Concepts that the general public has now adopted, words like sustainability and renewable/ recyclable, come to us directly from the life of a farmer or rancher. Working within a landscape that can change with the seasons or alongside the forces of nature that demand commitment and sacrifice develops deep character; interestingly, the word “character” comes from the Greek word meaning “to chisel.” That describes perfectly what living and working in an often harsh physical environment does to the human soul.

            Several of the best lessons I’ve learned have come from forty-two plus years spent on our fifth-generation ranch:
            *Sometimes the mud and muck gets ankle deep, but it can always be washed off.
            *You’ve got to plant the seeds before there’s anything worth harvesting.
            *Waiting is time well spent.

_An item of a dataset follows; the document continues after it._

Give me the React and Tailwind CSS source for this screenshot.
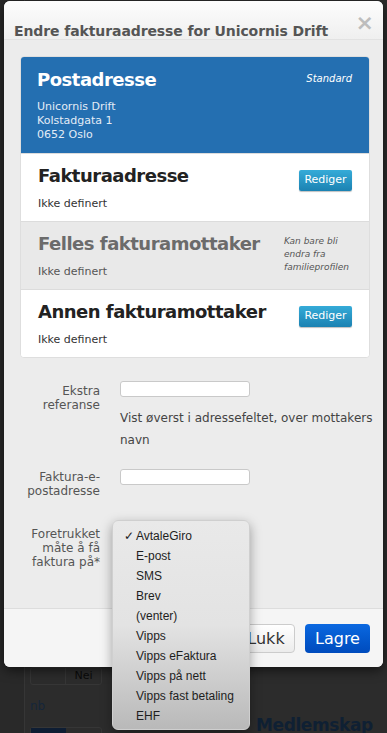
import React from 'react';

const sans = { fontFamily: '"DejaVu Sans", Verdana, sans-serif' };

const options = [
  'AvtaleGiro',
  'E-post',
  'SMS',
  'Brev',
  '(venter)',
  'Vipps',
  'Vipps eFaktura',
  'Vipps på nett',
  'Vipps fast betaling',
  'EHF',
];

const RedigerButton = () => (
  <button className="h-[21px] w-[53px] rounded-[2px] bg-gradient-to-b from-[#35abd8] to-[#1b82b2] text-[11px] text-white shadow-[0_1px_1px_rgba(0,0,0,0.25)]">
    Rediger
  </button>
);

const Section = ({ title, muted, right }) => (
  <div
    className={`flex items-start justify-between pl-[17px] pr-[17px] pt-[10px] pb-[10px] border-t border-[#dcdcdc] ${
      muted ? 'bg-[#e9e9e9]' : 'bg-white'
    }`}
  >
    <div>
      <h3
        className={`whitespace-nowrap text-[18px] leading-[24px] tracking-[-0.5px] font-bold ${
          muted ? 'text-[#6b6b6b]' : 'text-[#222]'
        }`}
      >
        {title}
      </h3>
      <p className={`mt-[9px] text-[11px] leading-[14px] ${muted ? 'text-[#555]' : 'text-[#333]'}`}>Ikke definert</p>
    </div>
    {right}
  </div>
);

const Background = () => (
  <div className="absolute inset-0 flex bg-[#2c2c2c]">
    <div className="w-[25px] h-full bg-[#292929] border-r border-[#363636]" />
    <div className="flex-1 pt-[667px] pl-[5px]">
      <div className="flex h-[18px] w-[72px] rounded-[3px] border border-[#363636] text-[11px] text-[#0a0a0a]" style={sans}>
        <div className="w-[35px] border-r border-[#363636]" />
        <div className="flex-1 flex items-center justify-center">Nei</div>
      </div>
      <div className="mt-[12px] text-[12px] text-[#15263a]" style={sans}>nb</div>
      <div className="mt-[12px] flex h-[18px] w-[72px] rounded-[3px] border border-[#363636]">
        <div className="w-[35px] bg-[#0e1d33]" />
      </div>
    </div>
    <div className="absolute left-[256px] top-[713px] text-[17px] tracking-[-0.4px] font-bold text-[#0f2033]" style={sans}>
      Medlemskap
    </div>
  </div>
);

export default function App() {
  return (
    <div className="relative w-[387px] h-[733px] overflow-hidden">
      <Background />

      {/* Modal */}
      <div
        className="absolute left-[4px] top-[1px] w-[379px] h-[666px] flex flex-col rounded-[6px] overflow-hidden bg-[#ececec] shadow-[0_3px_12px_rgba(0,0,0,0.6)]"
        style={sans}
      >
        <div className="h-[39px] shrink-0 flex items-start justify-between pl-[10px] pr-[9px] bg-gradient-to-b from-[#fdfdfd] to-[#efefef] border-b border-[#e2e2e2]">
          <h2 className="mt-[20px] whitespace-nowrap text-[14px] leading-[20px] tracking-[-0.1px] font-bold text-[#555]">
            Endre fakturaadresse for Unicornis Drift
          </h2>
          <span className="mt-[12px] text-[22px] leading-[20px] font-bold text-[#bdbdbd]">×</span>
        </div>

        <div className="flex-1 pl-[16px] pt-[16px]">
          <div className="w-[350px] rounded-[4px] overflow-hidden border border-[#dedede] bg-white">
            <div className="flex items-start justify-between bg-[#246fb1] pl-[16px] pr-[17px] pt-[11px] pb-[11px] text-white">
              <div>
                <h3 className="text-[18px] leading-[24px] tracking-[-0.5px] font-bold">Postadresse</h3>
                <div className="mt-[8px] text-[11px] leading-[14px] text-[#e3ecf6]">
                  <p>Unicornis Drift</p>
                  <p>Kolstadgata 1</p>
                  <p>0652 Oslo</p>
                </div>
              </div>
              <span className="mt-[3px] text-[10px] italic">Standard</span>
            </div>
            <Section title="Fakturaadresse" right={<div className="pt-[2px]"><RedigerButton /></div>} />
            <Section
              title="Felles fakturamottaker"
              muted
              right={
                <p className="mt-[3px] w-[68px] text-[9px] leading-[13px] italic text-[#555]">
                  Kan bare bli endra fra familieprofilen
                </p>
              }
            />
            <Section title="Annen fakturamottaker" right={<div className="pt-[2px]"><RedigerButton /></div>} />
          </div>

          <div className="mt-[23px] grid grid-cols-[80px_1fr] gap-x-[20px] text-[12px] leading-[14px] text-[#555]">
            <label className="pt-[3px] text-right">Ekstra referanse</label>
            <div>
              <div className="h-[16px] w-[130px] rounded-[3px] border border-[#c9c9c9] bg-white" />
              <p className="mt-[10px] text-[#444] leading-[22px]">Vist øverst i adressefeltet, over mottakers navn</p>
            </div>

            <label className="mt-[18px] pt-[1px] text-right">Faktura-e-postadresse</label>
            <div className="mt-[18px]">
              <div className="h-[16px] w-[130px] rounded-[3px] border border-[#c9c9c9] bg-white" />
            </div>

            <label className="mt-[29px] text-right">Foretrukket måte å få faktura på*</label>
            <div />
          </div>
        </div>

        <div className="h-[59px] shrink-0 flex items-center justify-end gap-[10px] pr-[13px] pt-[1px] bg-[#f5f5f5] border-t border-[#dddddd]">
          <button className="h-[29px] w-[58px] rounded-[4px] border border-[#cccccc] bg-gradient-to-b from-white to-[#ececec] text-[16px] text-[#333]">
            Lukk
          </button>
          <button className="h-[29px] w-[65px] rounded-[4px] bg-gradient-to-b from-[#0b68e0] to-[#004bbd] text-[16px] text-white">
            Lagre
          </button>
        </div>
      </div>

      {/* Open native select menu */}
      <div
        className="absolute left-[112px] top-[520px] w-[138px] h-[210px] rounded-[6px] border border-[#cfcfcf] bg-gradient-to-b from-[#e9e9e9] via-[#e3e3e3] to-[#b9b9b9] py-[5px] shadow-[0_4px_12px_rgba(0,0,0,0.35)]"
        style={{ fontFamily: '"Liberation Sans", Arial, sans-serif' }}
      >
        {options.map((o, i) => (
          <div key={o} className="relative h-[20px] flex items-center pl-[23px] text-[12px] text-[#1e1e1e]">
            {i === 0 && <span className="absolute left-[11px] text-[12px]">✓</span>}
            {o}
          </div>
        ))}
      </div>
    </div>
  );
}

After winter comes spring, and after spring rains comes the summer harvest.
            *Never think anything is not worth saving; sometimes it’s just the odd piece of baling wire that keeps things from falling apart.
            *Don’t be in a hurry; that’s when you run through fences or get stuck in ditches.
            *Always watch out for the soft places:  Anything that looks that good has got to be dangerous.
            *Don’t ignore the rotten apples. They can destroy the entire barrelful if overlooked.
            *Don’t be afraid of hard work and sweat. There’s nothing finer than a shower or warm fire after a day well spent.
            *Love your job. It’s what you do, all day, every day.

            *Just because a skunk is cute doesn’t mean he won’t stink!
            *Don’t look back: that’s when you
find yourself belly up in a low spot.
            *Don’t hold onto trouble; you’ve got to spread the manure around in order to make it effective fertilizer.
            *Do things right the first time so you don’t have to do them twice.
            *Be willing to invest – not only money – but sweat and time. In the end you’ll have something worth keeping.
            *Out of the garbage heap grow the seeds you ignored.
            *Good fences make good neighbors; know what people’s boundaries are and learn to respect them.

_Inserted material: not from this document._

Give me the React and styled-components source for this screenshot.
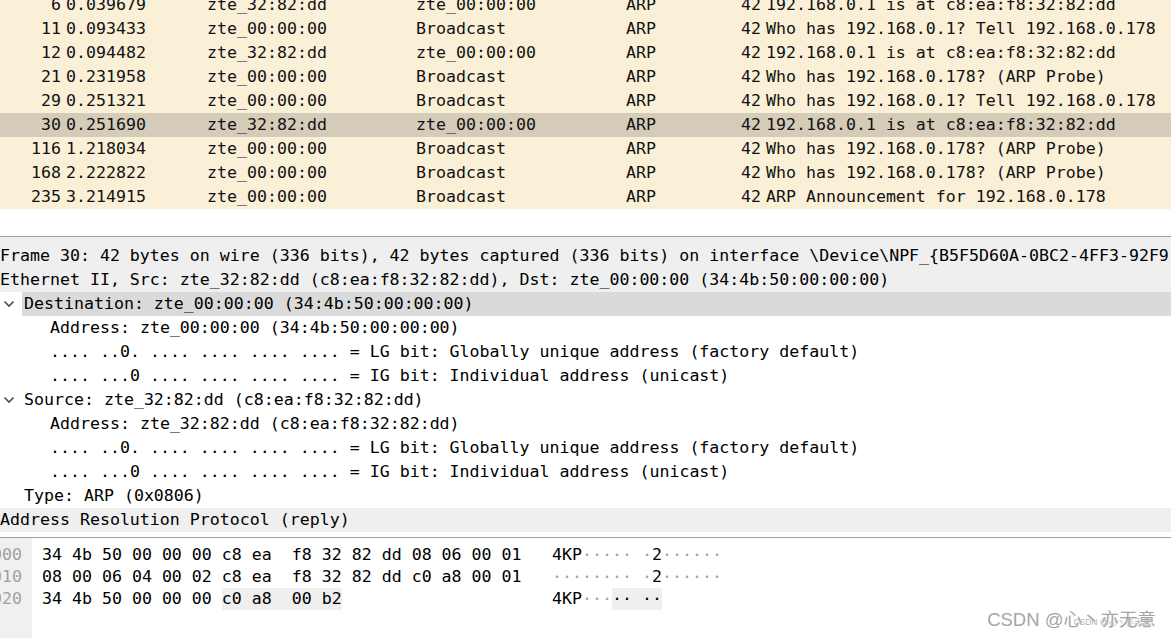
import styled, { createGlobalStyle } from "styled-components";

const GlobalStyle = createGlobalStyle`
  html, body {
    margin: 0;
    padding: 0;
    background: #ffffff;
    overflow: hidden;
  }
  * {
    box-sizing: border-box;
  }
`;

const MONO = `"DejaVu Sans Mono", "Liberation Mono", monospace`;

let Window = styled.div`
  position: relative;
  width: 1171px;
  height: 638px;
  display: flex;
  flex-direction: column;
  overflow: hidden;
  font-family: ${MONO};
  font-size: 16.6px;
  color: #121212;
  background: #ffffff;
`;

/* ---------- packet list ---------- */

let PacketPane = styled.div`
  height: 236px;
  flex: none;
  overflow: hidden;
`;

let PacketList = styled.div`
  margin-top: -7px;
`;

let PacketRow = styled.div`
  display: grid;
  grid-template-columns: 61px 146px 209px 210px 74px 61px 1fr;
  height: 24px;
  line-height: 24px;
  white-space: pre;
  background: ${(p) => (p.$selected ? "#d4ccb9" : "#faf0d7")};
`;

let Cell = styled.div`
  overflow: hidden;
  text-align: ${(p) => p.$align || "left"};
  padding-left: ${(p) => p.$pad || 0}px;
`;

/* ---------- splitters ---------- */

let Splitter = styled.div`
  flex: none;
  height: 8px;
  border-top: 1px solid #a0a0a0;
  background: #efefef;
`;

/* ---------- details tree ---------- */

let DetailPane = styled.div`
  flex: none;
  height: 293px;
  overflow: hidden;
  color: #000;
`;

let TreeRow = styled.div`
  display: flex;
  height: 24px;
  line-height: 24px;
  white-space: pre;
  background: ${(p) => (p.$shaded ? "#efefef" : "transparent")};
`;

let Indent = styled.div`
  flex: none;
  width: ${(p) => p.$w}px;
  display: flex;
  align-items: center;
  padding-left: 3px;
`;

let Label = styled.div`
  flex: 1;
  overflow: hidden;
  padding-left: ${(p) => (p.$level ? 2 : 0)}px;
  background: ${(p) => (p.$selected ? "#dadada" : "transparent")};
`;

/* ---------- bytes pane ---------- */

let HexPane = styled.div`
  flex: 1;
  display: flex;
  border-top: 1px solid #a0a0a0;
  color: #000;
`;

let OffsetCol = styled.div`
  flex: none;
  width: 32px;
  background: #f0f0f0;
  padding-top: 6px;
  overflow: hidden;
  color: #a0a0a0;
`;

let OffsetLine = styled.div`
  display: flex;
  justify-content: flex-end;
  height: 22px;
  line-height: 22px;
  padding-right: 10px;
`;

let HexData = styled.div`
  flex: 1;
  padding-top: 6px;
  padding-left: 10px;
`;

let HexLine = styled.div`
  display: flex;
  height: 22px;
  line-height: 22px;
  white-space: pre;
`;

let HexBytes = styled.div`
  flex: none;
  width: 510px;
`;

let Mark = styled.span`
  display: inline-block;
  height: 22px;
  background: ${(p) => (p.$hl ? "#efefef" : "transparent")};
`;

let Ch = styled.span`
  color: ${(p) => (p.$dim ? "#a4a4a4" : "#000")};
`;

/* ---------- watermark ---------- */

let Watermark = styled.div`
  position: absolute;
  right: 15px;
  bottom: 7px;
  font-family: "Liberation Sans", "Noto Sans CJK SC", sans-serif;
  font-size: 18.5px;
  color: #a6a6a6;
  text-shadow: 0 0 1px #ffffff;
  white-space: nowrap;
`;

let WatermarkSmall = styled.div`
  position: absolute;
  right: 20px;
  bottom: 11px;
  font-family: "Liberation Sans", "Noto Sans CJK SC", sans-serif;
  font-size: 8.5px;
  color: #b4b4b4;
  white-space: nowrap;
`;

function Chevron() {
  return (
    <svg width="12" height="8" viewBox="0 0 12 8">
      <path d="M1.5 1.5 L6 6 L10.5 1.5" fill="none" stroke="#4a4a4a" strokeWidth="1.6" />
    </svg>
  );
}

const packets = [
  ["6", "0.039679", "zte_32:82:dd", "zte_00:00:00", "192.168.0.1 is at c8:ea:f8:32:82:dd"],
  ["11", "0.093433", "zte_00:00:00", "Broadcast", "Who has 192.168.0.1? Tell 192.168.0.178"],
  ["12", "0.094482", "zte_32:82:dd", "zte_00:00:00", "192.168.0.1 is at c8:ea:f8:32:82:dd"],
  ["21", "0.231958", "zte_00:00:00", "Broadcast", "Who has 192.168.0.178? (ARP Probe)"],
  ["29", "0.251321", "zte_00:00:00", "Broadcast", "Who has 192.168.0.1? Tell 192.168.0.178"],
  ["30", "0.251690", "zte_32:82:dd", "zte_00:00:00", "192.168.0.1 is at c8:ea:f8:32:82:dd"],
  ["116", "1.218034", "zte_00:00:00", "Broadcast", "Who has 192.168.0.178? (ARP Probe)"],
  ["168", "2.222822", "zte_00:00:00", "Broadcast", "Who has 192.168.0.178? (ARP Probe)"],
  ["235", "3.214915", "zte_00:00:00", "Broadcast", "ARP Announcement for 192.168.0.178"],
];

const LG = ".... ..0. .... .... .... .... = LG bit: Globally unique address (factory default)";
const IG = ".... ...0 .... .... .... .... = IG bit: Individual address (unicast)";

const tree = [
  {
    level: 0,
    shaded: true,
    text: "Frame 30: 42 bytes on wire (336 bits), 42 bytes captured (336 bits) on interface \\Device\\NPF_{B5F5D60A-0BC2-4FF3-92F9-7A1C0E3D4B52}, id 0",
  },
  {
    level: 0,
    shaded: true,
    text: "Ethernet II, Src: zte_32:82:dd (c8:ea:f8:32:82:dd), Dst: zte_00:00:00 (34:4b:50:00:00:00)",
  },
  { level: 1, open: true, selected: true, text: "Destination: zte_00:00:00 (34:4b:50:00:00:00)" },
  { level: 2, text: "Address: zte_00:00:00 (34:4b:50:00:00:00)" },
  { level: 2, text: LG },
  { level: 2, text: IG },
  { level: 1, open: true, text: "Source: zte_32:82:dd (c8:ea:f8:32:82:dd)" },
  { level: 2, text: "Address: zte_32:82:dd (c8:ea:f8:32:82:dd)" },
  { level: 2, text: LG },
  { level: 2, text: IG },
  { level: 1, text: "Type: ARP (0x0806)" },
  { level: 0, shaded: true, text: "Address Resolution Protocol (reply)" },
];

const indentWidth = { 0: 0, 1: 22, 2: 48 };

// each line: offset, hex segments, ascii segments
const hexLines = [
  {
    offset: "0000",
    hex: [{ t: "34 4b 50 00 00 00 c8 ea  f8 32 82 dd 08 06 00 01" }],
    ascii: [{ t: "4KP····· ·2······" }],
  },
  {
    offset: "0010",
    hex: [{ t: "08 00 06 04 00 02 c8 ea  f8 32 82 dd c0 a8 00 01" }],
    ascii: [{ t: "········ ·2······" }],
  },
  {
    offset: "0020",
    hex: [{ t: "34 4b 50 00 00 00 " }, { t: "c0 a8  00 b2", hl: true }],
    ascii: [{ t: "4KP···" }, { t: "·· ··", hl: true }],
  },
];

function AsciiText({ text, hl }) {
  return text.split("").map((c, i) => (
    <Ch key={i} $dim={c === "·" && !hl}>
      {c}
    </Ch>
  ));
}

export default function App() {
  return (
    <>
      <GlobalStyle />
      <Window>
        <PacketPane>
          <PacketList>
            {packets.map((p) => (
              <PacketRow key={p[0]} $selected={p[0] === "30"}>
                <Cell $align="right">{p[0]}</Cell>
                <Cell $pad={5}>{p[1]}</Cell>
                <Cell>{p[2]}</Cell>
                <Cell>{p[3]}</Cell>
                <Cell>ARP</Cell>
                <Cell $align="right">42</Cell>
                <Cell $pad={5}>{p[4]}</Cell>
              </PacketRow>
            ))}
          </PacketList>
        </PacketPane>

        <Splitter />

        <DetailPane>
          {tree.map((n, i) => (
            <TreeRow key={i} $shaded={n.shaded}>
              {n.level > 0 && (
                <Indent $w={indentWidth[n.level]}>{n.open && <Chevron />}</Indent>
              )}
              <Label $level={n.level} $selected={n.selected}>
                {n.text}
              </Label>
            </TreeRow>
          ))}
        </DetailPane>

        <HexPane>
          <OffsetCol>
            {hexLines.map((l) => (
              <OffsetLine key={l.offset}>
                <span>{l.offset}</span>
              </OffsetLine>
            ))}
          </OffsetCol>
          <HexData>
            {hexLines.map((l) => (
              <HexLine key={l.offset}>
                <HexBytes>
                  {l.hex.map((s, i) => (
                    <Mark key={i} $hl={s.hl}>
                      {s.t}
                    </Mark>
                  ))}
                </HexBytes>
                <div>
                  {l.ascii.map((s, i) => (
                    <Mark key={i} $hl={s.hl}>
                      <AsciiText text={s.t} hl={s.hl} />
                    </Mark>
                  ))}
                </div>
              </HexLine>
            ))}
          </HexData>
        </HexPane>

        <Watermark>CSDN @心丶亦无意</Watermark>
        <WatermarkSmall>CSDN @心丶亦无意</WatermarkSmall>
      </Window>
    </>
  );
}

            *To have a good garden, you’ve got to live in it; weeds take over quickly.
            *Weaning time can’t be ignored; there’s a right time to let go.
            *Most of the time there’s no choice:  Success requires frequent sacrifice and persistence.    
            Though not a faith-based book, this collection of essays does underscore traditional values while providing an oftimes humorous look at life spent at the wrong end of a tractor, cow, or horse. Many reflect the lessons learned from a life centered around work, work, and more work. Trivial moments become significant moments of transition – revealing that maybe the destination isn’t as important as the road that leads there. 

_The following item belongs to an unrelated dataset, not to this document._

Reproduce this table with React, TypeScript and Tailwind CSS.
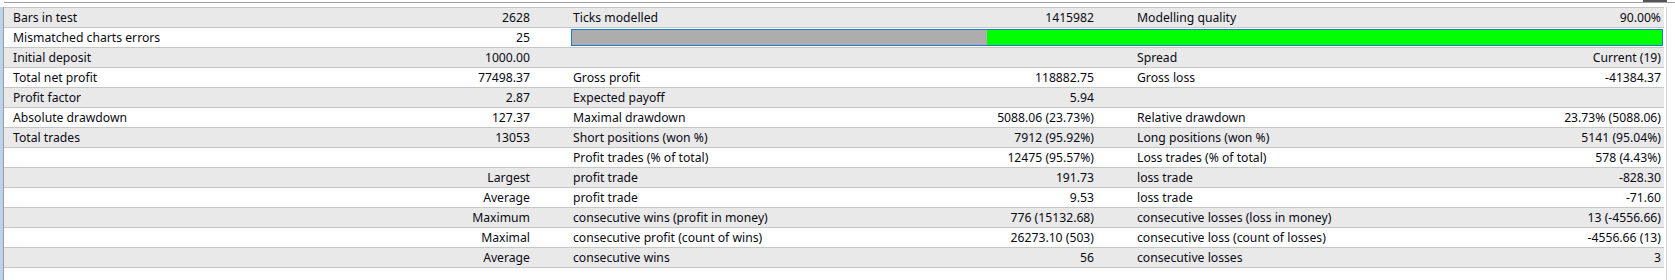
import React from "react";

type Row = {
  l1?: string;
  v1?: string;
  l2?: string;
  v2?: string;
  l3?: string;
  v3?: string;
  bar?: boolean;
};

const ROWS: Row[] = [
  { l1: "Bars in test", v1: "2628", l2: "Ticks modelled", v2: "1415982", l3: "Modelling quality", v3: "90.00%" },
  { l1: "Mismatched charts errors", v1: "25", bar: true },
  { l1: "Initial deposit", v1: "1000.00", l3: "Spread", v3: "Current (19)" },
  { l1: "Total net profit", v1: "77498.37", l2: "Gross profit", v2: "118882.75", l3: "Gross loss", v3: "-41384.37" },
  { l1: "Profit factor", v1: "2.87", l2: "Expected payoff", v2: "5.94" },
  { l1: "Absolute drawdown", v1: "127.37", l2: "Maximal drawdown", v2: "5088.06 (23.73%)", l3: "Relative drawdown", v3: "23.73% (5088.06)" },
  { l1: "Total trades", v1: "13053", l2: "Short positions (won %)", v2: "7912 (95.92%)", l3: "Long positions (won %)", v3: "5141 (95.04%)" },
  { l2: "Profit trades (% of total)", v2: "12475 (95.57%)", l3: "Loss trades (% of total)", v3: "578 (4.43%)" },
  { v1: "Largest", l2: "profit trade", v2: "191.73", l3: "loss trade", v3: "-828.30" },
  { v1: "Average", l2: "profit trade", v2: "9.53", l3: "loss trade", v3: "-71.60" },
  { v1: "Maximum", l2: "consecutive wins (profit in money)", v2: "776 (15132.68)", l3: "consecutive losses (loss in money)", v3: "13 (-4556.66)" },
  { v1: "Maximal", l2: "consecutive profit (count of wins)", v2: "26273.10 (503)", l3: "consecutive loss (count of losses)", v3: "-4556.66 (13)" },
  { v1: "Average", l2: "consecutive wins", v2: "56", l3: "consecutive losses", v3: "3" },
];

function Cell({ label, value, className }: { label?: string; value?: string; className: string }) {
  return (
    <div className={`flex items-center justify-between whitespace-nowrap ${className}`}>
      <span>{label}</span>
      <span>{value}</span>
    </div>
  );
}

export default function App() {
  return (
    <div
      className="flex h-[280px] w-[1675px] overflow-hidden bg-white text-[12.2px] leading-none text-[#0a0a14]"
      style={{ fontFamily: '"Noto Sans", "Open Sans", sans-serif' }}
    >
      {/* left window edge */}
      <div className="flex w-[4px] flex-col">
        <div className="h-[7px] bg-white" />
        <div className="flex flex-1">
          <div className="w-[3px] bg-[#bcd3ec]" />
          <div className="w-px bg-[#9a9a9a]" />
        </div>
      </div>

      <div className="flex flex-1 flex-col">
        {/* top chrome */}
        <div className="flex h-[7px] flex-col">
          <div className="flex h-[2px]">
            <div className="flex-1" />
            <div className="mr-[8px] w-[24px] bg-[#555]" />
          </div>
          <div className="h-px bg-[#a0a0a0]" />
        </div>

        <div className="flex flex-1">
          <div className="flex w-[1660px] flex-col border-t border-[#c6c6c6]">
            {ROWS.map((r, i) => (
              <div
                key={i}
                className={`flex h-[20px] border-b border-[#c6c6c6] pt-px ${i % 2 === 0 ? "bg-[#e9e9e9]" : "bg-white"}`}
              >
                <Cell label={r.l1} value={r.v1} className="w-[561px] pl-[9px] pr-[35px]" />
                {r.bar ? (
                  <div className="-mt-px flex flex-1 items-center pl-[6px] pr-px">
                    <div className="flex h-[17px] flex-1 border border-[#1a7ad4]">
                      <div className="w-[415px] bg-[#adadad]" />
                      <div className="flex-1 bg-[#00ff00]" />
                    </div>
                  </div>
                ) : (
                  <>
                    <Cell label={r.l2} value={r.v2} className="w-[564px] pl-2 pr-[35px]" />
                    <Cell label={r.l3} value={r.v3} className="w-[535px] pl-2 pr-[3px]" />
                  </>
                )}
              </div>
            ))}
          </div>
          <div className="w-[2px]" />
          <div className="w-px bg-[#d0d0d0]" />
          <div className="flex-1 bg-white" />
        </div>
      </div>
    </div>
  );
}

            Maybe that’s why farmers eventually become philosophers.

ANKLE HIGH AND KNEE DEEP is a great read! If you haven't checked it out, please log onto amazon or check out your local bookstore and ask for it!? This was such a fabulous "journey" -- collecting the voices of western farm and ranch women, some of whom claim they are NOT writers ;-)   

Gail L. Jenner, a past history and English teacher, began writing at age 9. Inspired by so many writers, one of her greatest thrills is having WON a WILLA Literary Award for Best Softcover Fiction from Women Writing the West, for ACROSS THE SWEET GRASS HILLS, re-released by Prairie Rose Publications in 2013. I'm so grateful PRP took it on and gave it new life! It's a story that took 10 years to research/write/rewrite.... 

 For more, visit: OR: Her newest releases from Prairie Rose Publications include PRETTIEST LITTLE HORSE THIEF, JULY'S BRIDE and JUST IN TIME FOR CHRISTMAS ! These stories have also been included in the PRP anthologies, PRESENT FOR A COWBOY, LASSOING A BRIDE and COWBOY KISSES


  1. I love the sayings....very down to earth and real life. Best of success on all of your books.

    Robyn Echols w/a Zina Abbott

    1. Thanks, Robyn/Zina :-)
      Yes, life here on the ranch has taught me many "truths" -- some fun and funny, some heart-breaking!

  2. I love the sayings....very down to earth and real life. Best of success on all of your books.

    Robyn Echols w/a Zina Abbott

  3. Even though I live in the city now, the introduction took be back to my childhood growing up in a farming community. Life does teach great lessons, and the quicker you learn them, the less you have to re-walk that manure section. Doris

    1. Amen, Doris!! A friend of mine has a saying when she has to "repeat" those sticky horrible lessons -- she says, well, I guess it's just one more trip around Mt. Sinai!! But you're right...the sooner we learn anything, the better off we are. But, then-- where's the fun in that???! Thanks for stopping by :-)

  4. Great sayings! The book looks wonderful.

    1. Thanks! It was a long process, but a great "journey" and we have had some wonderful reviews along the way.

  5. I love the saying that says, "Don't ignore the bad apples...they can destroy the whole barrel is overlooked." I see this as pertinent to our coming election. Ugh.
    Your book should be wonderful. I do love such. I have a book titled Texas Tears and Texas Sunshine--Voices of Frontier Women. It's a real treasure. Great post. I do love the sayings.

    1. Hi Celia! Oooooh, I love the title of the Texas book :-) Funny how a title can reach out and grab you! I'm always drawn to titles first and then covers and then back "copy!" Yes, bad apples are everywhere these days.....I'm ready to throw them all out ;-)

  6. Gail, great post. Each quote/saying has a huge truth behind it. I, too, grew up on a farm/ranch and heard many wisdoms over the years. Keep up the great writing!